Problem description:
Within the records below, find each line that holds the string "styles", then copy it.

The data:
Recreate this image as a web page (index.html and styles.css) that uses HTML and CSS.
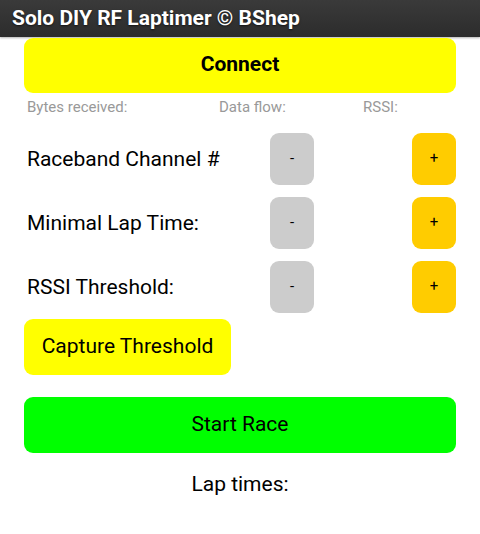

--

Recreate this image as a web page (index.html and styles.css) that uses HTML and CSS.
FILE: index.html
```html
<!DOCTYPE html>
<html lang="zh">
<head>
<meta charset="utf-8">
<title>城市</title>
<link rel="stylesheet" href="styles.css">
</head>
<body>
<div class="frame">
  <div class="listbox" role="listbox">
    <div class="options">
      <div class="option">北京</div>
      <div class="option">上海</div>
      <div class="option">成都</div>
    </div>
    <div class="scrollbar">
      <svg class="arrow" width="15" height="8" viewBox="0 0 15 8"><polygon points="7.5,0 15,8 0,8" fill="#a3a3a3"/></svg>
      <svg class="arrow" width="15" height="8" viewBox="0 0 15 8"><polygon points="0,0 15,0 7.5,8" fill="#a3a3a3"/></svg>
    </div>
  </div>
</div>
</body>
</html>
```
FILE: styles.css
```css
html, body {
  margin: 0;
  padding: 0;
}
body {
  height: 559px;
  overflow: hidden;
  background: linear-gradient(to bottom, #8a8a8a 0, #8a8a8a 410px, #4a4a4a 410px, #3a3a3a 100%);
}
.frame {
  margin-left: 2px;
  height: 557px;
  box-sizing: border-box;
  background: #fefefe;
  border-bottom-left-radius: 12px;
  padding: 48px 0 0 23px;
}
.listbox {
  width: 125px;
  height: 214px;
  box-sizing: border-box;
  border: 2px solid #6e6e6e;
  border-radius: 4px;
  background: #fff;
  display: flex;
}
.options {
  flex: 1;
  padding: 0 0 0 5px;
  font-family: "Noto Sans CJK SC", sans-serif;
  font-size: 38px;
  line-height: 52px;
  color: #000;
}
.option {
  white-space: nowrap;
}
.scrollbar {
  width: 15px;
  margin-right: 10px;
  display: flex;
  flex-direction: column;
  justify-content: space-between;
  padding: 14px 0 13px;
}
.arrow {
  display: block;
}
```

Solution to the problem:
Recreate this image as a web page (index.html and styles.css) that uses HTML and CSS.
Recreate this image as a web page (index.html and styles.css) that uses HTML and CSS.
<link rel="stylesheet" href="styles.css">
FILE: styles.css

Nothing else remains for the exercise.